Todas estas vetas profundas de sentimientos emanan como un desencadenante en la nueva novela de Fernando Aramburu (San Sebastían, 1959). El niño (Tusquets, 2024) surte de un espantoso suceso real acaecido en un colegio público de la localidad minera de Ortuella, en Vizcaya, el 23 de octubre de 1980. Una explosión de gas en la caldera ocasionó la muerte de cincuenta niños de entre cinco y diez años y, también la de tres adultos, destruyendo totalmente la planta baja del edificio. El escritor donostiarra pone su mirada narrativa en aquel tremendo infortunio, perfilando algunos detalles colectivos de la tragedia: el quebranto de las familias afectadas, los actos funerarios y los destrozos materiales de la explosión, pero, sobre todo, vuelca su escritura en el ámbito familiar de Nuco, el niño que pone título al libro, uno de los fallecidos en aquella tragedia.
Para esta acometida literaria, Aramburu pone en guardia a los lectores, en su nota preliminar, advirtiéndoles de que van a encontrar diez breves pasajes, dispuestos en cursiva, con la idea de subrayar, según sus palabras, “ciertos pormenores no tomados en cuenta por el narrador, los cuales aportan datos creo que valiosos sobre los personajes y sus circunstancias”. Considera que esta intromisión suya pueda perturbar al lector y, por esto mismo, exculpa a cualquier de ellos que decida saltárselos sin más. Algo que, como en mi caso, da más motivos para no hacerlo y para tenerlo presente, un recurso novedoso y bien dispuesto para ponerle voz al propio texto, que se dirige al escritor en tercera persona y exponerle algunas conjeturas, no solo a la fabulación sobre determinadas informaciones e impactos, sino al tono elegido, así como señalar la necesidad que muestran sus personajes de no convertirse en sujetos de un reportaje o en meros arquetipos de una historia como esta, tan desdichada, para acabar en una lección moral.
Aramburu, como buen narrador que es, se afana en su novela para que esta logre su apropiado tono dramático, escogiendo para ello una voz narrativa en tercera persona de tamaño proporcionado, para que encaje con verosimilitud y acierto formal, a modo de crónica novelada, en un escenario en el que destaque, por encima de todo, el discurrir de sus personajes seleccionados, Mariaje y José Manuel, los padres de Nuco y, especialmente, Nicasio, el abuelo, cuya personalidad y fuerza en el relato oscila entre la sabiduría de lo cotidiano y la conciencia de la pérdida, entre los afectos renombrados de su nieto y la enajenación involuntaria de su propia existencia, adherida a una soledad inadmisible. Resulta emotivo cada aparición suya en la narración y en los diálogos. Lucha por no enloquecer, de forma que para evitarlo resuelve mantenerse cercano al nieto muerto, no solo visitando a diario su tumba, sino también haciéndole partícipe en sus soliloquios, incluso recreando una habitación para el nieto en su propio domicilio. Su figura es quizá la más vulnerable y previsible, en contraste con la representada por los padres, más atareados en tamizar un duelo insuperable.

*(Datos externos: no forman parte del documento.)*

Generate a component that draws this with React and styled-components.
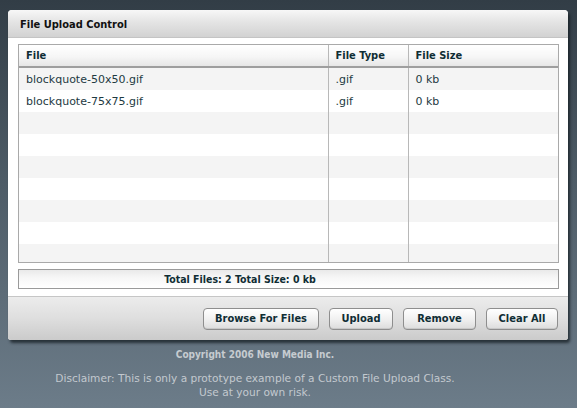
import styled, { createGlobalStyle } from "styled-components"

const GlobalStyle = createGlobalStyle`
  html, body {
    margin: 0;
    padding: 0;
    height: 100%;
  }
  body {
    background: linear-gradient(to bottom, #323d46 0%, #4e5c67 45%, #6c7c89 100%);
    font-family: "DejaVu Sans", Verdana, sans-serif;
    font-size: 11px;
    color: #1a363e;
  }
`

const boldFont = `"DejaVu Sans Condensed", "DejaVu Sans", Tahoma, sans-serif`

const Page = styled.div`
  width: 577px;
  height: 408px;
  padding: 10px 9px 0 8px;
  box-sizing: border-box;
  display: flex;
  flex-direction: column;
`

const Panel = styled.div`
  background: #fff;
  border-radius: 4px 4px 3px 3px;
  box-shadow: 2px 3px 3px rgba(20, 28, 34, 0.75);
  display: flex;
  flex-direction: column;
  overflow: hidden;
`

const Header = styled.div`
  height: 28px;
  padding: 2px 12px 0;
  display: flex;
  align-items: center;
  font-family: ${boldFont};
  font-weight: bold;
  color: #111;
  background: linear-gradient(to bottom, #f7f7f7 0%, #e4e4e4 45%, #d2d2d2 100%);
  border-bottom: 1px solid #c4c4c4;
  box-sizing: border-box;
`

const Body = styled.div`
  padding: 6px 9px 7px 10px;
  display: flex;
  flex-direction: column;
  gap: 6px;
`

const TableBox = styled.div`
  border: 1px solid #a9a9a9;
  height: 219px;
  overflow: hidden;
  box-sizing: border-box;
`

const Table = styled.table`
  width: 100%;
  border-collapse: collapse;
  table-layout: fixed;
`

const Th = styled.th`
  height: 22px;
  padding: 0 7px;
  box-sizing: border-box;
  text-align: left;
  font-family: ${boldFont};
  font-weight: bold;
  color: #0f2d34;
  background: linear-gradient(to bottom, #ffffff 0%, #f6f6f6 55%, #e6e6e6 100%);
  border-bottom: 2px solid #9e9e9e;
  border-left: ${({ $first }) => ($first ? "none" : "1px solid #b8b8b8")};
  width: ${({ $w }) => $w || "auto"};
`

const Row = styled.tr`
  background: ${({ $odd }) => ($odd ? "#f4f4f4" : "#ffffff")};
`

const Td = styled.td`
  height: 22px;
  padding: 0 7px;
  color: #1e3a42;
  border-left: ${({ $first }) => ($first ? "none" : "1px solid #b8b8b8")};
  white-space: nowrap;
`

const TotalBar = styled.div`
  height: 20px;
  padding-right: 97px;
  border: 1px solid #9a9a9a;
  box-sizing: border-box;
  display: flex;
  align-items: center;
  justify-content: center;
  font-family: ${boldFont};
  font-size: 10.5px;
  font-weight: bold;
  color: #0f2d34;
  background: linear-gradient(to bottom, #e9e9e9 0%, #f6f6f6 40%, #ffffff 100%);
`

const Footer = styled.div`
  height: 44px;
  padding: 0 10px 0 0;
  display: flex;
  align-items: center;
  justify-content: flex-end;
  gap: 10px;
  border-top: 1px solid #c6c6c6;
  background: linear-gradient(to bottom, #ececec 0%, #dedede 50%, #cbcbcb 100%);
  box-sizing: border-box;
`

const Button = styled.button`
  height: 22px;
  width: ${({ $w }) => $w}px;
  padding: 0;
  border: 1px solid #8e8e8e;
  border-radius: 4px;
  background: linear-gradient(to bottom, #ffffff 0%, #f1f1f1 50%, #dcdcdc 100%);
  box-shadow: inset 0 -1px 0 #c8c8c8;
  font-family: ${boldFont};
  font-size: 11px;
  font-weight: bold;
  color: #0f2d34;
  cursor: pointer;
`

const Notes = styled.div`
  padding-right: 66px;
  text-align: center;
`

const Copyright = styled.div`
  margin-top: 9px;
  font-family: ${boldFont};
  font-size: 10px;
  font-weight: bold;
  color: #c6cbd0;
`

const Disclaimer = styled.div`
  margin-top: 11px;
  font-size: 10.6px;
  line-height: 14px;
  color: #c3c9cf;
`

const files = [
  { name: "blockquote-50x50.gif", type: ".gif", size: "0 kb" },
  { name: "blockquote-75x75.gif", type: ".gif", size: "0 kb" },
]

const rows = Array.from({ length: 9 }, (_, i) => files[i] || null)

export default function App() {
  return (
    <>
      <GlobalStyle />
      <Page>
        <Panel>
          <Header>File Upload Control</Header>
          <Body>
            <TableBox>
              <Table>
                <thead>
                  <tr>
                    <Th $first>File</Th>
                    <Th $w="80px">File Type</Th>
                    <Th $w="150px">File Size</Th>
                  </tr>
                </thead>
                <tbody>
                  {rows.map((f, i) => (
                    <Row key={i} $odd={i % 2 === 0}>
                      <Td $first>{f ? f.name : ""}</Td>
                      <Td>{f ? f.type : ""}</Td>
                      <Td>{f ? f.size : ""}</Td>
                    </Row>
                  ))}
                </tbody>
              </Table>
            </TableBox>
            <TotalBar>Total Files: 2 Total Size: 0 kb</TotalBar>
          </Body>
          <Footer>
            <Button $w={116}>Browse For Files</Button>
            <Button $w={64}>Upload</Button>
            <Button $w={73}>Remove</Button>
            <Button $w={72}>Clear All</Button>
          </Footer>
        </Panel>
        <Notes>
          <Copyright>Copyright 2006 New Media Inc.</Copyright>
          <Disclaimer>
            Disclaimer: This is only a prototype example of a Custom File Upload Class.
            <br />
            Use at your own risk.
          </Disclaimer>
        </Notes>
      </Page>
    </>
  )
}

En el corazón de todos ellos, la desolación se transforma en ausencia irreparable y clamorosa. La pérdida de Nuco sobrevuela todo lo que les rodea. La falta de estímulos no le quita a la madre tino para reconocer que no se puede parar: “porque la vida es precisamente eso, moverse, respirar lo queramos o no, abrir y cerrar los párpados sin darnos cuenta, hala, venga, hacia la siguiente prolongación de la ruta con la esperanza de encontrar detrás del horizonte una razón, un objetivo, quizá un punto de llegada”. Hay que señalar que Aramburu sortea con brillantez y mucho oficio el peligro de caer en un vano patetismo, llevando el relato por la senda de la contención y del respeto, sin perder la capacidad de impregnar al lector de empatía y compasión. Para tal fin, el autor se vale al exponer la narración de lo sucedido a través del testimonio de Mariaje, quien encomienda su memoria, inquietudes y emociones al autor.